▶ [PROBLEM STATEMENT]:
Give the total number of lines with the word "React" in them, and no other words.

▶ [INFORMATION SUPPLIED]:
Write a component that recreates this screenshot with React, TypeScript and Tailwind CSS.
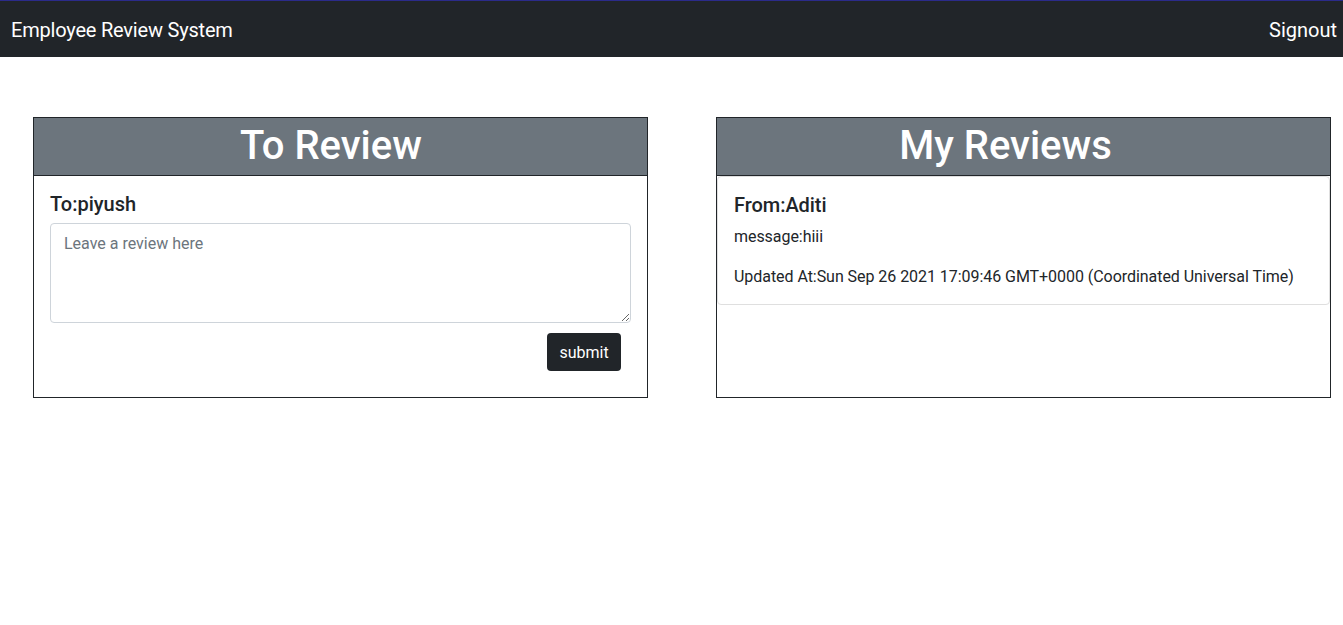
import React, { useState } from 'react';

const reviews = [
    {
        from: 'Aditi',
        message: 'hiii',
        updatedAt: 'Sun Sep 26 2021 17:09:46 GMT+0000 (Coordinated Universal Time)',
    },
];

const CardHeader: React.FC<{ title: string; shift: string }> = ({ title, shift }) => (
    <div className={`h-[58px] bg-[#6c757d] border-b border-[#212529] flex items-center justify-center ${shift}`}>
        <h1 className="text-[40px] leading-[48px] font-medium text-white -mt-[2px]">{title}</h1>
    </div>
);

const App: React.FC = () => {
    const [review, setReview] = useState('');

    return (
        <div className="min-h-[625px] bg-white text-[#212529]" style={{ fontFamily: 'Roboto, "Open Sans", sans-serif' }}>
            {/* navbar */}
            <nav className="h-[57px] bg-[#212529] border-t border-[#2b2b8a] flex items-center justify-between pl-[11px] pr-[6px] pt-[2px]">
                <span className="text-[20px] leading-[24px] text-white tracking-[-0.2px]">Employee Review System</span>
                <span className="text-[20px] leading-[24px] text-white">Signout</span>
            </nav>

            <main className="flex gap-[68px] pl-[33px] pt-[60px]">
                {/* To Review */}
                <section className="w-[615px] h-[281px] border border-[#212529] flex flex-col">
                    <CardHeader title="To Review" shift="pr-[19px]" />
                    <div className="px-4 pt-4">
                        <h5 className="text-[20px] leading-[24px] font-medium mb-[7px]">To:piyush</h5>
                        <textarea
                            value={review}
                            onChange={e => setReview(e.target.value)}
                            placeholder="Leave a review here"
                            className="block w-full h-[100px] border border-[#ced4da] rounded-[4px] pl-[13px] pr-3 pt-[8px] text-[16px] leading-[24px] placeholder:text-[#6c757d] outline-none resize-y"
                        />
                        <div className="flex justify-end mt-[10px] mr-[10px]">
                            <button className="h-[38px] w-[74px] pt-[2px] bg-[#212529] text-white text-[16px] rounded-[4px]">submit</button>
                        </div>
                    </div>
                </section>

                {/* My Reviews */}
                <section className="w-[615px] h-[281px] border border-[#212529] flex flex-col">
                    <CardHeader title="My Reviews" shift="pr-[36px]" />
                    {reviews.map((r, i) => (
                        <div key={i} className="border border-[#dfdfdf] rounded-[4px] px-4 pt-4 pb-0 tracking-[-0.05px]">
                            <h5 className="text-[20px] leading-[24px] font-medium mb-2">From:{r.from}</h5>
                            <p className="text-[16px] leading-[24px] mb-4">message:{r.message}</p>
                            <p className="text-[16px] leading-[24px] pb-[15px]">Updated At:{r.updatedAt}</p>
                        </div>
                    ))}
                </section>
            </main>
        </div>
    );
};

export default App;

▶ [RESPONSE BELOW]:
4